## WORK TO COMPLETE:
Images are not part of the copy; transcribe all the data exactly.

## RAW DATA:
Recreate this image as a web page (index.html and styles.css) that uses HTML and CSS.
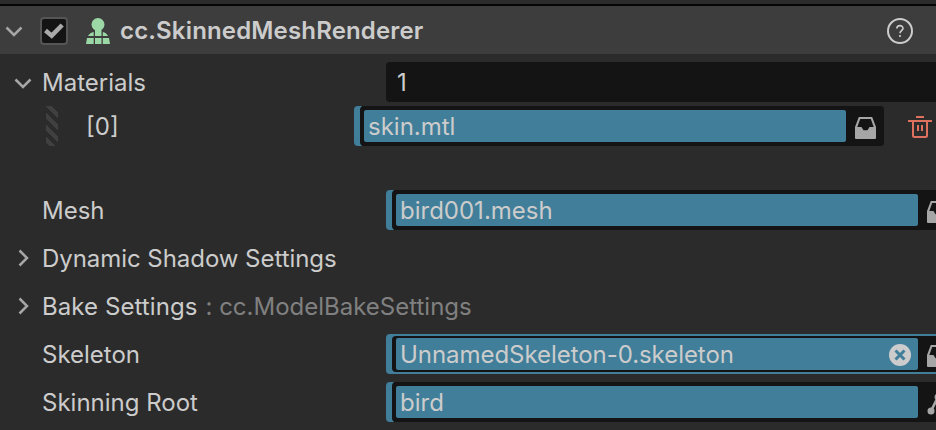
FILE: index.html
```html
<!DOCTYPE html>
<html lang="en">
<head>
<meta charset="utf-8">
<title>cc.SkinnedMeshRenderer</title>
<link rel="stylesheet" href="styles.css">
</head>
<body>
<svg class="defs" width="0" height="0">
  <symbol id="down" viewBox="0 0 18 12"><path d="M1.500 1.500 9 9l7.500-7.500" fill="none" stroke="#a6a6a6" stroke-width="2.500"/></symbol>
  <symbol id="right" viewBox="0 0 12 18"><path d="M1.500 1.500 9 9l-7.500 7.500" fill="none" stroke="#a6a6a6" stroke-width="2.500"/></symbol>
  <symbol id="tray" viewBox="0 0 22 22"><path fill="#a6a6a6" fill-rule="evenodd" d="M3.800 0h13.400L21 10v11q0 1-1 1H1q-1 0-1-1V10zM5.200 2 2.300 10H6.500l2 3.200h4l2-3.200h4.200L15.800 2z"/></symbol>
</svg>
<main class="panel">
  <header class="header">
    <svg class="chevron-down" width="18" height="12"><use href="#down"/></svg>
    <span class="checkbox"><svg width="20" height="16" viewBox="0 0 20 16"><path d="M1.500 7.500 7.700 12.700 18.200 2" fill="none" stroke="#a9a9a9" stroke-width="4.500"/></svg></span>
    <svg class="component" width="24" height="26" viewBox="0 0 24 26">
      <g fill="#9bd8a5"><circle cx="12" cy="6.500" r="6.500"/><path d="M9 12h6.500v6H9zM7.700 14V18H2q2-3.500 5.700-4zM16.800 14V18H22q-1.800-3.500-5.200-4zM1 20H7.700v6H0zM9 20h6.500v6H9zM16.800 20H23l1 6h-7.200z"/></g>
    </svg>
    <h1 class="title">cc.SkinnedMeshRenderer</h1>
    <svg class="help" width="26" height="26" viewBox="0 0 26 26"><circle cx="13" cy="13" r="12" fill="none" stroke="#ccc" stroke-width="2"/><path d="M9.800 10.600C9.900 6.700 16 6.700 16 10.300c0 2.200-3 2.600-3 5" fill="none" stroke="#ccc" stroke-width="1.600"/><circle cx="13" cy="18" r="1.100" fill="#ccc"/></svg>
  </header>
  <section class="props">
    <div class="row">
      <span class="toggle"><svg class="chevron-down" width="18" height="12"><use href="#down"/></svg></span>
      <span class="label">Materials</span>
      <span class="number">1</span>
    </div>
    <div class="row item">
      <span class="grip"></span>
      <span class="label index">[0]</span>
      <span class="asset asset-item"><span class="value">skin.mtl</span><svg class="pick" width="22" height="22"><use href="#tray"/></svg></span>
      <svg class="trash" width="24" height="22" viewBox="0 0 24 22"><path d="M8 1h8M0 5h24M5 5v14.500q0 1.500 1.500 1.500h11q1.500 0 1.500-1.500V5M10 9v6M14 9v6" fill="none" stroke="#e0715f" stroke-width="2"/></svg>
    </div>
    <div class="row mesh">
      <span class="toggle"></span>
      <span class="label">Mesh</span>
      <span class="asset"><span class="value">bird001.mesh</span><svg class="pick" width="22" height="22"><use href="#tray"/></svg></span>
    </div>
    <div class="row">
      <span class="toggle"><svg class="chevron-right" width="12" height="18"><use href="#right"/></svg></span>
      <span class="label tight">Dynamic Shadow Settings</span>
    </div>
    <div class="row">
      <span class="toggle"><svg class="chevron-right" width="12" height="18"><use href="#right"/></svg></span>
      <span class="label bake"><span class="name">Bake Settings</span><span class="type">: cc.ModelBakeSettings</span></span>
    </div>
    <div class="row">
      <span class="toggle"></span>
      <span class="label">Skeleton</span>
      <span class="asset hovered"><span class="value tight">UnnamedSkeleton-0.skeleton<svg class="clear" width="22" height="22" viewBox="0 0 22 22"><circle cx="11" cy="11" r="11" fill="#ccc"/><path d="m6.500 6.500 9 9m0-9-9 9" stroke="#417e99" stroke-width="3"/></svg></span><svg class="pick" width="22" height="22"><use href="#tray"/></svg></span>
    </div>
    <div class="row">
      <span class="toggle"></span>
      <span class="label">Skinning Root</span>
      <span class="asset"><span class="value">bird</span><svg class="pick" width="22" height="22" viewBox="0 0 22 22"><path d="m4 18 7-14 7 14" fill="none" stroke="#a6a6a6" stroke-width="2.600"/><g fill="#a6a6a6"><circle cx="4" cy="18" r="3.500"/><circle cx="11" cy="4" r="3.500"/><circle cx="18" cy="18" r="3.500"/></g></svg></span>
    </div>
  </section>
</main>
</body>
</html>
```
FILE: styles.css
```css
* { box-sizing: border-box; }
body {
  margin: 0;
  height: 430px;
  overflow: hidden;
  background: #2b2b2b;
  color: #ccc;
  font-family: Inter, "Liberation Sans", sans-serif;
  font-size: 24px;
  line-height: 32px;
}
.defs { display: block; }
svg { display: block; flex: none; overflow: visible; }
.panel {
  height: 426px;
  margin-top: 4px;
  border-top: 2px solid #050505;
  overflow: hidden;
}
.header {
  display: flex;
  align-items: center;
  height: 48px;
  padding: 0 23px 0 5px;
  background: #3d3d3d;
}
.chevron-down { margin-top: 3px; }
.chevron-right { margin-left: 2px; }
.checkbox {
  display: flex;
  align-items: center;
  justify-content: center;
  width: 28px;
  height: 28px;
  margin: 2px 18px 0 17px;
  border: 2px solid #555;
  border-radius: 4px;
  background: #141414;
}
.title {
  margin: 0 auto 0 10px;
  padding-top: 2px;
  font-size: 24px;
  font-weight: 600;
  letter-spacing: 0.16px;
}
.component, .help { margin-top: 2px; }
.props { padding-top: 4px; }
.row {
  display: flex;
  align-items: center;
  height: 48px;
  white-space: nowrap;
}
.row.item { height: 40px; }
.row.mesh { margin-top: 40px; }
.toggle {
  display: flex;
  justify-content: center;
  flex: none;
  width: 20px;
  margin: 0 9px 0 13px;
}
.label { flex: none; width: 344px; padding-top: 2px; }
.tight { letter-spacing: -0.05px; }
.bake { display: flex; gap: 8px; }
.name { letter-spacing: 0.08px; }
.type { color: #808080; }
.number {
  flex: 1;
  height: 40px;
  padding: 5px 11px 3px;
  border-radius: 4px 0 0 4px;
  background: #141414;
}
.grip {
  width: 12px;
  height: 40px;
  margin: 0 28px 0 46px;
  background: linear-gradient(45deg, #404040 25%, #2b2b2b 25% 50%, #404040 50% 75%, #2b2b2b 75%) 0 0 / 12px 12px;
}
.index { width: 268px; }
.asset {
  position: relative;
  display: flex;
  align-items: center;
  flex: none;
  width: 582px;
  height: 40px;
  padding-left: 10px;
  border-radius: 4px;
  background: linear-gradient(#141414, #141414) 8px 0 no-repeat, #417e99;
}
.asset::before {
  content: "";
  position: absolute;
  inset: 0 0 0 6px;
  border-radius: 4px;
  background: #141414;
}
.asset-item { width: 530px; }
.value {
  position: relative;
  display: flex;
  align-items: center;
  justify-content: space-between;
  width: 522px;
  height: 32px;
  padding: 1px 7px 0 4px;
  border-radius: 2px;
  background: #417e99;
}
.asset-item .value { width: 482px; }
.hovered { background: #417e99; }
.hovered::before { inset: 2px 2px 2px 6px; }
.pick { position: relative; margin: 4px 0 0 9px; }
.trash { margin: 2px 0 0 24px; }
```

## THE REPLY:
Recreate this image as a web page (index.html and styles.css) that uses HTML and CSS.
FILE: index.html
```html
<!DOCTYPE html>
<html lang="en">
<head>
<meta charset="utf-8">
<title>cc.SkinnedMeshRenderer</title>
<link rel="stylesheet" href="styles.css">
</head>
<body>
<svg class="defs" width="0" height="0">
  <symbol id="down" viewBox="0 0 18 12"><path d="M1.500 1.500 9 9l7.500-7.500" fill="none" stroke="#a6a6a6" stroke-width="2.500"/></symbol>
  <symbol id="right" viewBox="0 0 12 18"><path d="M1.500 1.500 9 9l-7.500 7.500" fill="none" stroke="#a6a6a6" stroke-width="2.500"/></symbol>
  <symbol id="tray" viewBox="0 0 22 22"><path fill="#a6a6a6" fill-rule="evenodd" d="M3.800 0h13.400L21 10v11q0 1-1 1H1q-1 0-1-1V10zM5.200 2 2.300 10H6.500l2 3.200h4l2-3.200h4.200L15.800 2z"/></symbol>
</svg>
<main class="panel">
  <header class="header">
    <svg class="chevron-down" width="18" height="12"><use href="#down"/></svg>
    <span class="checkbox"><svg width="20" height="16" viewBox="0 0 20 16"><path d="M1.500 7.500 7.700 12.700 18.200 2" fill="none" stroke="#a9a9a9" stroke-width="4.500"/></svg></span>
    <svg class="component" width="24" height="26" viewBox="0 0 24 26">
      <g fill="#9bd8a5"><circle cx="12" cy="6.500" r="6.500"/><path d="M9 12h6.500v6H9zM7.700 14V18H2q2-3.500 5.700-4zM16.800 14V18H22q-1.800-3.500-5.200-4zM1 20H7.700v6H0zM9 20h6.500v6H9zM16.800 20H23l1 6h-7.200z"/></g>
    </svg>
    <h1 class="title">cc.SkinnedMeshRenderer</h1>
    <svg class="help" width="26" height="26" viewBox="0 0 26 26"><circle cx="13" cy="13" r="12" fill="none" stroke="#ccc" stroke-width="2"/><path d="M9.800 10.600C9.900 6.700 16 6.700 16 10.300c0 2.200-3 2.600-3 5" fill="none" stroke="#ccc" stroke-width="1.600"/><circle cx="13" cy="18" r="1.100" fill="#ccc"/></svg>
  </header>
  <section class="props">
    <div class="row">
      <span class="toggle"><svg class="chevron-down" width="18" height="12"><use href="#down"/></svg></span>
      <span class="label">Materials</span>
      <span class="number">1</span>
    </div>
    <div class="row item">
      <span class="grip"></span>
      <span class="label index">[0]</span>
      <span class="asset asset-item"><span class="value">skin.mtl</span><svg class="pick" width="22" height="22"><use href="#tray"/></svg></span>
      <svg class="trash" width="24" height="22" viewBox="0 0 24 22"><path d="M8 1h8M0 5h24M5 5v14.500q0 1.500 1.500 1.500h11q1.500 0 1.500-1.500V5M10 9v6M14 9v6" fill="none" stroke="#e0715f" stroke-width="2"/></svg>
    </div>
    <div class="row mesh">
      <span class="toggle"></span>
      <span class="label">Mesh</span>
      <span class="asset"><span class="value">bird001.mesh</span><svg class="pick" width="22" height="22"><use href="#tray"/></svg></span>
    </div>
    <div class="row">
      <span class="toggle"><svg class="chevron-right" width="12" height="18"><use href="#right"/></svg></span>
      <span class="label tight">Dynamic Shadow Settings</span>
    </div>
    <div class="row">
      <span class="toggle"><svg class="chevron-right" width="12" height="18"><use href="#right"/></svg></span>
      <span class="label bake"><span class="name">Bake Settings</span><span class="type">: cc.ModelBakeSettings</span></span>
    </div>
    <div class="row">
      <span class="toggle"></span>
      <span class="label">Skeleton</span>
      <span class="asset hovered"><span class="value tight">UnnamedSkeleton-0.skeleton<svg class="clear" width="22" height="22" viewBox="0 0 22 22"><circle cx="11" cy="11" r="11" fill="#ccc"/><path d="m6.500 6.500 9 9m0-9-9 9" stroke="#417e99" stroke-width="3"/></svg></span><svg class="pick" width="22" height="22"><use href="#tray"/></svg></span>
    </div>
    <div class="row">
      <span class="toggle"></span>
      <span class="label">Skinning Root</span>
      <span class="asset"><span class="value">bird</span><svg class="pick" width="22" height="22" viewBox="0 0 22 22"><path d="m4 18 7-14 7 14" fill="none" stroke="#a6a6a6" stroke-width="2.600"/><g fill="#a6a6a6"><circle cx="4" cy="18" r="3.500"/><circle cx="11" cy="4" r="3.500"/><circle cx="18" cy="18" r="3.500"/></g></svg></span>
    </div>
  </section>
</main>
</body>
</html>
```
FILE: styles.css
```css
* { box-sizing: border-box; }
body {
  margin: 0;
  height: 430px;
  overflow: hidden;
  background: #2b2b2b;
  color: #ccc;
  font-family: Inter, "Liberation Sans", sans-serif;
  font-size: 24px;
  line-height: 32px;
}
.defs { display: block; }
svg { display: block; flex: none; overflow: visible; }
.panel {
  height: 426px;
  margin-top: 4px;
  border-top: 2px solid #050505;
  overflow: hidden;
}
.header {
  display: flex;
  align-items: center;
  height: 48px;
  padding: 0 23px 0 5px;
  background: #3d3d3d;
}
.chevron-down { margin-top: 3px; }
.chevron-right { margin-left: 2px; }
.checkbox {
  display: flex;
  align-items: center;
  justify-content: center;
  width: 28px;
  height: 28px;
  margin: 2px 18px 0 17px;
  border: 2px solid #555;
  border-radius: 4px;
  background: #141414;
}
.title {
  margin: 0 auto 0 10px;
  padding-top: 2px;
  font-size: 24px;
  font-weight: 600;
  letter-spacing: 0.16px;
}
.component, .help { margin-top: 2px; }
.props { padding-top: 4px; }
.row {
  display: flex;
  align-items: center;
  height: 48px;
  white-space: nowrap;
}
.row.item { height: 40px; }
.row.mesh { margin-top: 40px; }
.toggle {
  display: flex;
  justify-content: center;
  flex: none;
  width: 20px;
  margin: 0 9px 0 13px;
}
.label { flex: none; width: 344px; padding-top: 2px; }
.tight { letter-spacing: -0.05px; }
.bake { display: flex; gap: 8px; }
.name { letter-spacing: 0.08px; }
.type { color: #808080; }
.number {
  flex: 1;
  height: 40px;
  padding: 5px 11px 3px;
  border-radius: 4px 0 0 4px;
  background: #141414;
}
.grip {
  width: 12px;
  height: 40px;
  margin: 0 28px 0 46px;
  background: linear-gradient(45deg, #404040 25%, #2b2b2b 25% 50%, #404040 50% 75%, #2b2b2b 75%) 0 0 / 12px 12px;
}
.index { width: 268px; }
.asset {
  position: relative;
  display: flex;
  align-items: center;
  flex: none;
  width: 582px;
  height: 40px;
  padding-left: 10px;
  border-radius: 4px;
  background: linear-gradient(#141414, #141414) 8px 0 no-repeat, #417e99;
}
.asset::before {
  content: "";
  position: absolute;
  inset: 0 0 0 6px;
  border-radius: 4px;
  background: #141414;
}
.asset-item { width: 530px; }
.value {
  position: relative;
  display: flex;
  align-items: center;
  justify-content: space-between;
  width: 522px;
  height: 32px;
  padding: 1px 7px 0 4px;
  border-radius: 2px;
  background: #417e99;
}
.asset-item .value { width: 482px; }
.hovered { background: #417e99; }
.hovered::before { inset: 2px 2px 2px 6px; }
.pick { position: relative; margin: 4px 0 0 9px; }
.trash { margin: 2px 0 0 24px; }
```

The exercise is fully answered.